_Exercise goal_. Please repeat all of the listing exactly.
--- BEGIN Provided data ---
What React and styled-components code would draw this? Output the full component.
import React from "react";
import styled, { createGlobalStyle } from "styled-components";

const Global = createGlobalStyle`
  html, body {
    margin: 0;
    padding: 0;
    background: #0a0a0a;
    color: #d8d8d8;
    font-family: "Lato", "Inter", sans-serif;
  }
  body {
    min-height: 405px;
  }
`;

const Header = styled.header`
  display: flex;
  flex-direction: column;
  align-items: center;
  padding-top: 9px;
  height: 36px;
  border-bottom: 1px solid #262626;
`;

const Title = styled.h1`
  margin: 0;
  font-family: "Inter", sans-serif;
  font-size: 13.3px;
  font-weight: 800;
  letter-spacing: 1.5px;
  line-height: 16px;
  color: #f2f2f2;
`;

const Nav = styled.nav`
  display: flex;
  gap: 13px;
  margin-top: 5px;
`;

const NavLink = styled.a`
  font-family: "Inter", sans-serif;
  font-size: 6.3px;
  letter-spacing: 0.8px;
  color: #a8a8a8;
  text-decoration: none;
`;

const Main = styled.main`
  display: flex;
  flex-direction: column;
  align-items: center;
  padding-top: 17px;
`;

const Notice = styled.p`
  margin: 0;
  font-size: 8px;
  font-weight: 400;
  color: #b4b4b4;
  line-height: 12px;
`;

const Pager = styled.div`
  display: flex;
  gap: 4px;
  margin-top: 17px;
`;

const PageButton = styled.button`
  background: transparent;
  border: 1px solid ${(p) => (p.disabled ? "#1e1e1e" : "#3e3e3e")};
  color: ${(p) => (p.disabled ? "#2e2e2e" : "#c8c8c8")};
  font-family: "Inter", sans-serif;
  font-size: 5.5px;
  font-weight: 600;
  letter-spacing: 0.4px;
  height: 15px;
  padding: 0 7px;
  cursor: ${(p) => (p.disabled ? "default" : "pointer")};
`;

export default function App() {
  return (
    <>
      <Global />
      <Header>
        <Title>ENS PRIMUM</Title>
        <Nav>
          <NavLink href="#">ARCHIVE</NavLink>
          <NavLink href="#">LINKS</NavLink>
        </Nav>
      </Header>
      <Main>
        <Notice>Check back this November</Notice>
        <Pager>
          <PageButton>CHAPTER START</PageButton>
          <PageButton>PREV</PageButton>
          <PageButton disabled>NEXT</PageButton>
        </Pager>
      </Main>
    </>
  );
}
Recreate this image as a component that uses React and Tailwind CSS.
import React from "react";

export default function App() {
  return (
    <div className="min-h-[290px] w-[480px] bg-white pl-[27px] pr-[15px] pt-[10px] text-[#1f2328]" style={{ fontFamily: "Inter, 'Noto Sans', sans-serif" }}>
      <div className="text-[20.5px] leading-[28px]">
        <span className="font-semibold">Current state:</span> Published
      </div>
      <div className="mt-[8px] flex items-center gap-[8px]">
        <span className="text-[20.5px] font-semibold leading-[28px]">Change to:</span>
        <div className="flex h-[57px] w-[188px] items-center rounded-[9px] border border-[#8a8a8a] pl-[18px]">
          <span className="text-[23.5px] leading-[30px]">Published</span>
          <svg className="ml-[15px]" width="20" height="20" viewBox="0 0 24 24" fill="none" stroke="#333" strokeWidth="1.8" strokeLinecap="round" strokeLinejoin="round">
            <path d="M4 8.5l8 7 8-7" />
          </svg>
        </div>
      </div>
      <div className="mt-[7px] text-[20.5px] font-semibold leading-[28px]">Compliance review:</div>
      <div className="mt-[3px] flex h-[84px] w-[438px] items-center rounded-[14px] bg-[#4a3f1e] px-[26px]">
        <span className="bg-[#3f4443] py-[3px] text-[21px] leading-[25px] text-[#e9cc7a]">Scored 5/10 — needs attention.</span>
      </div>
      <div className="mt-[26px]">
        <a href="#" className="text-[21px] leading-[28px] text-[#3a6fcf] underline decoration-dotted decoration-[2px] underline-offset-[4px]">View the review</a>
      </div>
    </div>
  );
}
--- END Provided data ---
_Solution_.
What React and styled-components code would draw this? Output the full component.
import React from "react";
import styled, { createGlobalStyle } from "styled-components";

const Global = createGlobalStyle`
  html, body {
    margin: 0;
    padding: 0;
    background: #0a0a0a;
    color: #d8d8d8;
    font-family: "Lato", "Inter", sans-serif;
  }
  body {
    min-height: 405px;
  }
`;

const Header = styled.header`
  display: flex;
  flex-direction: column;
  align-items: center;
  padding-top: 9px;
  height: 36px;
  border-bottom: 1px solid #262626;
`;

const Title = styled.h1`
  margin: 0;
  font-family: "Inter", sans-serif;
  font-size: 13.3px;
  font-weight: 800;
  letter-spacing: 1.5px;
  line-height: 16px;
  color: #f2f2f2;
`;

const Nav = styled.nav`
  display: flex;
  gap: 13px;
  margin-top: 5px;
`;

const NavLink = styled.a`
  font-family: "Inter", sans-serif;
  font-size: 6.3px;
  letter-spacing: 0.8px;
  color: #a8a8a8;
  text-decoration: none;
`;

const Main = styled.main`
  display: flex;
  flex-direction: column;
  align-items: center;
  padding-top: 17px;
`;

const Notice = styled.p`
  margin: 0;
  font-size: 8px;
  font-weight: 400;
  color: #b4b4b4;
  line-height: 12px;
`;

const Pager = styled.div`
  display: flex;
  gap: 4px;
  margin-top: 17px;
`;

const PageButton = styled.button`
  background: transparent;
  border: 1px solid ${(p) => (p.disabled ? "#1e1e1e" : "#3e3e3e")};
  color: ${(p) => (p.disabled ? "#2e2e2e" : "#c8c8c8")};
  font-family: "Inter", sans-serif;
  font-size: 5.5px;
  font-weight: 600;
  letter-spacing: 0.4px;
  height: 15px;
  padding: 0 7px;
  cursor: ${(p) => (p.disabled ? "default" : "pointer")};
`;

export default function App() {
  return (
    <>
      <Global />
      <Header>
        <Title>ENS PRIMUM</Title>
        <Nav>
          <NavLink href="#">ARCHIVE</NavLink>
          <NavLink href="#">LINKS</NavLink>
        </Nav>
      </Header>
      <Main>
        <Notice>Check back this November</Notice>
        <Pager>
          <PageButton>CHAPTER START</PageButton>
          <PageButton>PREV</PageButton>
          <PageButton disabled>NEXT</PageButton>
        </Pager>
      </Main>
    </>
  );
}
Recreate this image as a component that uses React and Tailwind CSS.
import React from "react";

export default function App() {
  return (
    <div className="min-h-[290px] w-[480px] bg-white pl-[27px] pr-[15px] pt-[10px] text-[#1f2328]" style={{ fontFamily: "Inter, 'Noto Sans', sans-serif" }}>
      <div className="text-[20.5px] leading-[28px]">
        <span className="font-semibold">Current state:</span> Published
      </div>
      <div className="mt-[8px] flex items-center gap-[8px]">
        <span className="text-[20.5px] font-semibold leading-[28px]">Change to:</span>
        <div className="flex h-[57px] w-[188px] items-center rounded-[9px] border border-[#8a8a8a] pl-[18px]">
          <span className="text-[23.5px] leading-[30px]">Published</span>
          <svg className="ml-[15px]" width="20" height="20" viewBox="0 0 24 24" fill="none" stroke="#333" strokeWidth="1.8" strokeLinecap="round" strokeLinejoin="round">
            <path d="M4 8.5l8 7 8-7" />
          </svg>
        </div>
      </div>
      <div className="mt-[7px] text-[20.5px] font-semibold leading-[28px]">Compliance review:</div>
      <div className="mt-[3px] flex h-[84px] w-[438px] items-center rounded-[14px] bg-[#4a3f1e] px-[26px]">
        <span className="bg-[#3f4443] py-[3px] text-[21px] leading-[25px] text-[#e9cc7a]">Scored 5/10 — needs attention.</span>
      </div>
      <div className="mt-[26px]">
        <a href="#" className="text-[21px] leading-[28px] text-[#3a6fcf] underline decoration-dotted decoration-[2px] underline-offset-[4px]">View the review</a>
      </div>
    </div>
  );
}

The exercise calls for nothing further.